New Zealand / Education

Govt retains tertiary funding clawback

12:05 pm on 17 November 2017

The government plans to retain a performance-funding system that docks millions of dollars a year from tertiary institutions.

Chris Hipkins has said the government will keep a performance-funding system, but there will be some changes. Photo: RNZ / Richard Tindiller

But Education Minister Chris Hipkins said he would make changes to the system, which takes up to 5 percent of an institution's funding if they do poorly in quality measures including course and qualification completions.

The system has clawed back $17.3 million from the tertiary sector since it was introduced at the end of 2012 and the next deductions will be taken from institutions' December funding payments.

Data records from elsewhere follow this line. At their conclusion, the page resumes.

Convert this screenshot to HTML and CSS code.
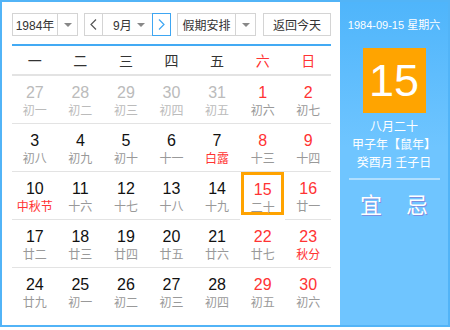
FILE: index.html
```html
<!DOCTYPE html>
<html>
<head>
<meta charset="utf-8">
<link rel="stylesheet" href="styles.css">
</head>
<body>
<div class="cal">
  <div class="main">
    <div class="toolbar">
      <div class="sel sel-year">
        <span class="sel-text">1984年</span>
        <span class="sel-arrow"><i class="tri"></i></span>
      </div>
      <div class="sel sel-month">
        <span class="nav prev"><svg width="7" height="11" viewBox="0 0 7 11"><path d="M6 0.5 L1 5.5 L6 10.5" fill="none" stroke="#555" stroke-width="1.2"/></svg></span>
        <span class="month-text"><span>9月</span><i class="tri"></i></span>
        <span class="nav next"><svg width="7" height="11" viewBox="0 0 7 11"><path d="M1 0.5 L6 5.5 L1 10.5" fill="none" stroke="#3ea6f2" stroke-width="1.2"/></svg></span>
      </div>
      <div class="sel sel-holiday">
        <span class="sel-text">假期安排</span>
        <span class="sel-arrow"><i class="tri"></i></span>
      </div>
      <div class="btn-today">返回今天</div>
    </div>
    <div class="weekhead">
      <span>一</span><span>二</span><span>三</span><span>四</span><span>五</span><span class="red">六</span><span class="red">日</span>
    </div>
    <div class="grid">
      <div class="cell other"><b>27</b><em>初一</em></div>
      <div class="cell other"><b>28</b><em>初二</em></div>
      <div class="cell other"><b>29</b><em>初三</em></div>
      <div class="cell other"><b>30</b><em>初四</em></div>
      <div class="cell other"><b>31</b><em>初五</em></div>
      <div class="cell wkend"><b>1</b><em>初六</em></div>
      <div class="cell wkend"><b>2</b><em>初七</em></div>

      <div class="cell"><b>3</b><em>初八</em></div>
      <div class="cell"><b>4</b><em>初九</em></div>
      <div class="cell"><b>5</b><em>初十</em></div>
      <div class="cell"><b>6</b><em>十一</em></div>
      <div class="cell"><b>7</b><em class="fest">白露</em></div>
      <div class="cell wkend"><b>8</b><em>十三</em></div>
      <div class="cell wkend"><b>9</b><em>十四</em></div>

      <div class="cell"><b>10</b><em class="fest">中秋节</em></div>
      <div class="cell"><b>11</b><em>十六</em></div>
      <div class="cell"><b>12</b><em>十七</em></div>
      <div class="cell"><b>13</b><em>十八</em></div>
      <div class="cell"><b>14</b><em>十九</em></div>
      <div class="cell wkend today"><b>15</b><em>二十</em></div>
      <div class="cell wkend"><b>16</b><em>廿一</em></div>

      <div class="cell"><b>17</b><em>廿二</em></div>
      <div class="cell"><b>18</b><em>廿三</em></div>
      <div class="cell"><b>19</b><em>廿四</em></div>
      <div class="cell"><b>20</b><em>廿五</em></div>
      <div class="cell"><b>21</b><em>廿六</em></div>
      <div class="cell wkend"><b>22</b><em>廿七</em></div>
      <div class="cell wkend"><b>23</b><em class="fest">秋分</em></div>

      <div class="cell last"><b>24</b><em>廿九</em></div>
      <div class="cell last"><b>25</b><em>初一</em></div>
      <div class="cell last"><b>26</b><em>初二</em></div>
      <div class="cell last"><b>27</b><em>初三</em></div>
      <div class="cell last"><b>28</b><em>初四</em></div>
      <div class="cell last wkend"><b>29</b><em>初五</em></div>
      <div class="cell last wkend"><b>30</b><em>初六</em></div>
    </div>
  </div>
  <div class="side">
    <div class="side-date">1984-09-15 星期六</div>
    <div class="bigday">15</div>
    <div class="lunar">
      <div>八月二十</div>
      <div>甲子年【鼠年】</div>
      <div>癸酉月 壬子日</div>
    </div>
    <div class="side-line"></div>
    <div class="yiji"><span>宜</span><span>忌</span></div>
  </div>
</div>
</body>
</html>
```

FILE: styles.css
```css
* { box-sizing: border-box; }
html, body { margin: 0; padding: 0; background: #fff; }
body {
  font-family: "Liberation Sans", Arial, "Noto Sans CJK SC", sans-serif;
  color: #333;
}
.cal {
  width: 450px;
  height: 327px;
  border: 2px solid #52b4f7;
  display: flex;
}
.main {
  width: 338px;
  padding: 11px 9px 0 10px;
  background: #fff;
}
.toolbar {
  display: flex;
  height: 23px;
  gap: 6px;
  font-size: 12px;
}
.sel {
  display: flex;
  border: 1px solid #d4d4d4;
  background: #fff;
  height: 23px;
}
.sel-year { width: 66px; }
.sel-text {
  flex: 1;
  display: flex;
  align-items: center;
  justify-content: center;
  color: #333;
}
.sel-arrow {
  width: 20px;
  border-left: 1px solid #d4d4d4;
  display: flex;
  align-items: center;
  justify-content: center;
}
.tri {
  display: block;
  width: 0;
  height: 0;
  border-left: 4px solid transparent;
  border-right: 4px solid transparent;
  border-top: 4px solid #888;
}
.sel-month { width: 87px; border: none; }
.nav {
  width: 19px;
  display: flex;
  align-items: center;
  justify-content: center;
  border: 1px solid #d4d4d4;
}
.nav.next { border-color: #3ea6f2; }
.month-text {
  flex: 1;
  display: flex;
  align-items: center;
  justify-content: space-between;
  padding: 0 7px 0 10px;
  border-top: 1px solid #d4d4d4;
  border-bottom: 1px solid #d4d4d4;
}
.sel-holiday { width: 79px; }
.btn-today {
  width: 68px;
  margin-left: 1px;
  border: 1px solid #d4d4d4;
  display: flex;
  align-items: center;
  justify-content: center;
  color: #333;
}
.weekhead {
  margin-top: 8px;
  border-top: 2px solid #43aaf4;
  border-bottom: 2px solid #e3e3e3;
  height: 32px;
  display: grid;
  grid-template-columns: repeat(7, 1fr);
  align-items: center;
  font-size: 14px;
  font-family: "Noto Sans CJK SC", sans-serif;
  color: #333;
}
.weekhead span { text-align: center; }
.weekhead .red { color: #f33; }
.grid {
  display: grid;
  grid-template-columns: repeat(7, 1fr);
  grid-auto-rows: 48px;
}
.cell {
  border-bottom: 1px solid #e3e3e3;
  display: flex;
  flex-direction: column;
  align-items: center;
  padding-top: 7px;
}
.cell.last { border-bottom: none; }
.cell b {
  font-weight: normal;
  font-size: 16px;
  line-height: 19px;
  color: #111;
}
.cell em {
  font-style: normal;
  font-size: 12px;
  line-height: 16px;
  color: #999;
  font-family: "Noto Sans CJK SC", sans-serif;
}
.cell.other b { color: #bbb; }
.cell.other em { color: #bbb; }
.cell.wkend b { color: #f33; }
.cell em.fest { color: #f33; }
.cell.today {
  border: 3px solid #ffa300;
  margin: 0 1px 5px 1px;
  padding-top: 5px;
}
.side {
  flex: 1;
  background: linear-gradient(#4fb5fb, #6fc5ff 45%, #6fc5ff);
  color: #fff;
  display: flex;
  flex-direction: column;
  align-items: center;
  padding-top: 16px;
}
.side-date {
  font-size: 11px;
  line-height: 14px;
}
.bigday {
  margin-top: 16px;
  width: 63px;
  height: 65px;
  background: #ffa400;
  font-size: 45px;
  line-height: 65px;
  text-align: center;
  color: #fff;
}
.lunar {
  margin-top: 4px;
  font-size: 12px;
  line-height: 18px;
  text-align: center;
  font-family: "Noto Sans CJK SC", sans-serif;
}
.side-line {
  margin-top: 7px;
  width: 91px;
  height: 2px;
  background: rgba(255,255,255,0.45);
}
.yiji {
  margin-top: 10px;
  width: 100%;
  display: flex;
  justify-content: center;
  gap: 24px;
  font-size: 22px;
  line-height: 26px;
  font-family: "Noto Sans CJK SC", sans-serif;
  text-shadow: 1px 1px 0 #7b8fe0;
}
```
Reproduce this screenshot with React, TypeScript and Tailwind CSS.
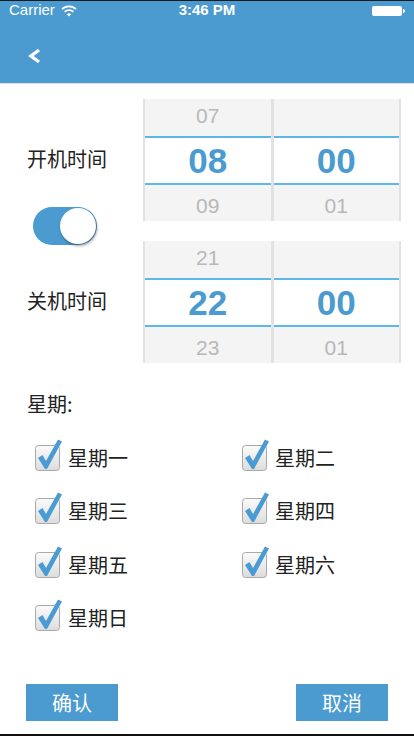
import React from "react";

function Check() {
  return (
    <svg width="30" height="34" viewBox="0 0 30 34" className="shrink-0">
      <defs>
        <linearGradient id="cbg" x1="0" y1="0" x2="0" y2="1">
          <stop offset="0" stopColor="#fbfbfb" />
          <stop offset="1" stopColor="#dcdcdc" />
        </linearGradient>
      </defs>
      <rect x="1.5" y="7.5" width="24" height="25" rx="3" fill="url(#cbg)" stroke="#a9a9a9" strokeWidth="1" />
      <path d="M4 20 L8.5 17 L12 23 L24 1.5 L28 3.5 L13 31 L11 31 Z" fill="#4a9bd3" />
    </svg>
  );
}

function Picker({ top, sel, bottom, min, minBottom, minTop }: { top: string; sel: string; bottom: string; min: string; minBottom: string; minTop: string }) {
  const col = (t: string, s: string, b: string) => (
    <div className="flex flex-1 flex-col">
      <div className="flex h-[37px] items-center justify-center bg-[#f4f4f4] pb-[4px] text-[21px] text-[#b8b8b8]">{t}</div>
      <div className="h-[2px] bg-[#5bb9e9]" />
      <div className="flex h-[45px] items-center justify-center bg-white text-[35px] font-bold leading-none text-[#4a9bd0]">{s}</div>
      <div className="h-[2px] bg-[#5bb9e9]" />
      <div className="flex h-[36px] items-center justify-center bg-[#f4f4f4] pt-[6px] text-[21px] text-[#b8b8b8]">{b}</div>
    </div>
  );
  return (
    <div className="flex h-[122px] w-[258px] gap-[3px] border-x-2 border-[#e2e2e2] bg-[#e2e2e2]" style={{ fontFamily: '"Liberation Sans", Arial, sans-serif' }}>
      {col(top, sel, bottom)}
      {col(minTop, min, minBottom)}
    </div>
  );
}

export default function App() {
  const days = ["星期一", "星期二", "星期三", "星期四", "星期五", "星期六", "星期日"];
  return (
    <div className="flex h-[736px] w-[414px] flex-col overflow-hidden bg-white" style={{ fontFamily: '"Noto Sans CJK SC", "Liberation Sans", sans-serif' }}>
      <div className="h-px bg-[#1a1a1a]" />
      <div className="flex h-[82px] flex-col bg-[#4b9bd0]">
        <div className="relative flex h-[19px] items-center px-[9px] text-[15px] text-white" style={{ fontFamily: '"Liberation Sans", Arial, sans-serif' }}>
          <span>Carrier</span>
          <svg width="16" height="12" viewBox="0 0 16 12" className="ml-[6px]">
            <path d="M1 4.2 A10 10 0 0 1 15 4.2" stroke="white" strokeWidth="1.8" fill="none" />
            <path d="M3.6 6.8 A6.5 6.5 0 0 1 12.4 6.8" stroke="white" strokeWidth="1.8" fill="none" />
            <path d="M8 11.5 L5.8 9.2 A3.2 3.2 0 0 1 10.2 9.2 Z" fill="white" />
          </svg>
          <span className="absolute left-0 right-0 text-center font-bold">3:46 PM</span>
          <div className="ml-auto flex items-center">
            <div className="h-[10px] w-[30px] rounded-[2px] bg-white" />
            <div className="ml-px h-[4px] w-[2px] rounded-r-sm bg-white" />
          </div>
        </div>
        <div className="flex flex-1 items-center pl-[26px] pt-[8px]">
          <svg width="16" height="16" viewBox="0 0 16 16">
            <path d="M13 2 L5 8 L13 14" stroke="white" strokeWidth="3.4" fill="none" strokeLinejoin="miter" />
          </svg>
        </div>
      </div>
      <div className="h-px bg-[#dcdcdc]" />

      <div className="mt-[15px] flex">
        <div className="flex w-[143px] flex-col pl-[27px]">
          <div className="mt-[46px] text-[20px] leading-[28px] text-[#222]">开机时间</div>
          <div className="ml-[6px] mt-[34px] flex h-[38px] w-[64px] items-center justify-end rounded-full bg-[#4b9bd0] pr-px">
            <div className="h-[36px] w-[36px] rounded-full bg-white shadow-[1px_2px_3px_rgba(0,0,0,0.35)]" />
          </div>
          <div className="mt-[42px] text-[20px] leading-[28px] text-[#222]">关机时间</div>
        </div>
        <div className="flex flex-col gap-[20px]">
          <Picker top="07" sel="08" bottom="09" minTop="" min="00" minBottom="01" />
          <Picker top="21" sel="22" bottom="23" minTop="" min="00" minBottom="01" />
        </div>
      </div>

      <div className="mt-[27px] pl-[27px] text-[20px] leading-[28px] text-[#222]">星期:</div>

      <div className="mt-[13px] grid grid-cols-[207px_1fr] pl-[34px]">
        {days.map((d) => (
          <div key={d} className="flex h-[53.5px] items-center">
            <div className="-mt-[6px]">
              <Check />
            </div>
            <span className="ml-[4px] text-[20px] text-[#222]">{d}</span>
          </div>
        ))}
      </div>

      <div className="mt-auto flex justify-between px-[26px] pb-[13px]">
        <button className="h-[37px] w-[92px] bg-[#4b9bd0] text-[20px] text-white">确认</button>
        <button className="h-[37px] w-[92px] bg-[#4b9bd0] text-[20px] text-white">取消</button>
      </div>
      <div className="h-[2px] bg-[#111]" />
    </div>
  );
}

Last year, the commission docked $3.7m from tertiary institutions and in 2015 it deducted $4.1m.

AUT repaid $250,000 last year and its vice-chancellor, Derek McCormack, said the system did not recognise that different institutions enrolled students from different backgrounds.

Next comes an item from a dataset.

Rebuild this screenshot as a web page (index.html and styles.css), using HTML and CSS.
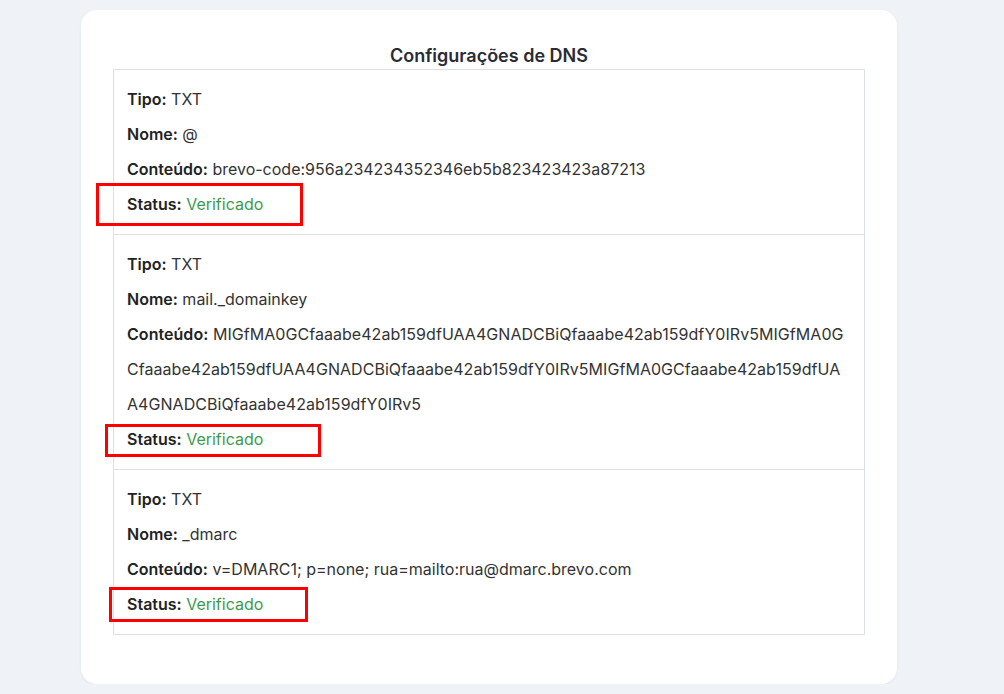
FILE: index.html
```html
<!DOCTYPE html>
<html>
<head>
    <title>Configurações de DNS</title>
    <link rel="stylesheet" href="styles.css">
</head>
<body>
    <div class="dns-card">
        <h2 class="dns-title">Configurações de DNS</h2>
        <div class="dns-list">
            <div class="dns-record">
                <p><b>Tipo:</b> TXT</p>
                <p><b>Nome:</b> @</p>
                <p><b>Conteúdo:</b> brevo-code:956a234234352346eb5b823423423a87213</p>
                <p><b>Status:</b> <span class="ok">Verificado</span></p>
                <div class="mark mark--one"></div>
            </div>
            <div class="dns-record">
                <p><b>Tipo:</b> TXT</p>
                <p><b>Nome:</b> mail._domainkey</p>
                <p class="long"><b>Conteúdo:</b> MIGfMA0GCfaaabe42ab159dfUAA4GNADCBiQfaaabe42ab159dfY0IRv5MIGfMA0GCfaaabe42ab159dfUAA4GNADCBiQfaaabe42ab159dfY0IRv5MIGfMA0GCfaaabe42ab159dfUAA4GNADCBiQfaaabe42ab159dfY0IRv5</p>
                <p><b>Status:</b> <span class="ok">Verificado</span></p>
                <div class="mark mark--two"></div>
            </div>
            <div class="dns-record">
                <p><b>Tipo:</b> TXT</p>
                <p><b>Nome:</b> _dmarc</p>
                <p><b>Conteúdo:</b> v=DMARC1; p=none; rua=mailto:rua@dmarc.brevo.com</p>
                <p><b>Status:</b> <span class="ok">Verificado</span></p>
                <div class="mark mark--three"></div>
            </div>
        </div>
    </div>
</body>
</html>
```

FILE: styles.css
```css
body {
    margin: 0;
    background-color: #eff2f7;
    font-family: "Inter", "Liberation Sans", sans-serif;
    color: #333;
}
.dns-card {
    width: 816px;
    box-sizing: border-box;
    margin: 10px 0 0 81px;
    padding: 34px 32px 49px;
    background-color: #fff;
    border-radius: 16px;
    box-shadow: 0 1px 3px rgba(0, 0, 0, 0.06);
}
.dns-title {
    margin: 0 0 1px;
    text-align: center;
    font-size: 18px;
    line-height: 24px;
    font-weight: 600;
    color: #2b2b36;
}
.dns-list {
    border: 1px solid #dcdfe4;
}
.dns-record {
    position: relative;
    padding: 12px 13px 12px;
}
.dns-record + .dns-record {
    border-top: 1px solid #dcdfe4;
}
.dns-record p {
    margin: 0;
    font-size: 16px;
    line-height: 35px;
}
.dns-record b {
    font-weight: 600;
    color: #222;
}
.long {
    word-break: break-all;
    letter-spacing: 0.05px;
}
.ok {
    color: #3d9a4c;
}

/* red annotation boxes */
.mark {
    position: absolute;
    border: 3px solid #f00;
    box-sizing: border-box;
}
.mark--one {
    left: -18px;
    top: 113px;
    width: 207px;
    height: 43px;
}
.mark--two {
    left: -9px;
    top: 189px;
    width: 216px;
    height: 33px;
}
.mark--three {
    left: -5px;
    top: 117px;
    width: 199px;
    height: 35px;
}
```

"They don't really measure educational performance, they measure student success rates and of course there's perverse incentives bound up in that to exclude risky students thereby reducing opportunity in education," he said.

Mr McCormack said the government should dump the system entirely rather than try to improve it.

"All the tweaking in the world isn't going to remove the perverse incentives and the strange under-pinning assumptions - like for example if you have a 100 percent pass rate, is that somewhat better than having 90 percent pass or 86 percent? What's the right number? Where's the educational science that leads you to believe that a certain percentage is correct," he said.

Tertiary Education Commission figures showed most years about half the money repaid to the commission came from polytechnics and institutes of technology.

The Waikato Institute of Technology, Wintec, repaid $324,000 last year.

Its chief executive, Mark Flowers, said the government did need some method of ensuring institutions were doing what they should.

"If you're looking for outcomes and certain outputs as a government that's funding a system there has to be some sort of way of both measuring it and of course not ending up paying for something that you're not getting," he said.

But Mr Flowers said it was not clear if the performance-linked system was helping to raise quality and many people felt ambivalent about it.

Mr Hipkins said there were some problems with the system.

"For example, if somebody starts a programme of study but then gets a job.

"So for example they might start a pre-trade programme then they get an apprenticeship, well the tertiary provider who was doing the pre-trade programme gets a black mark against their name even though that was kind of a successful outcome," he said.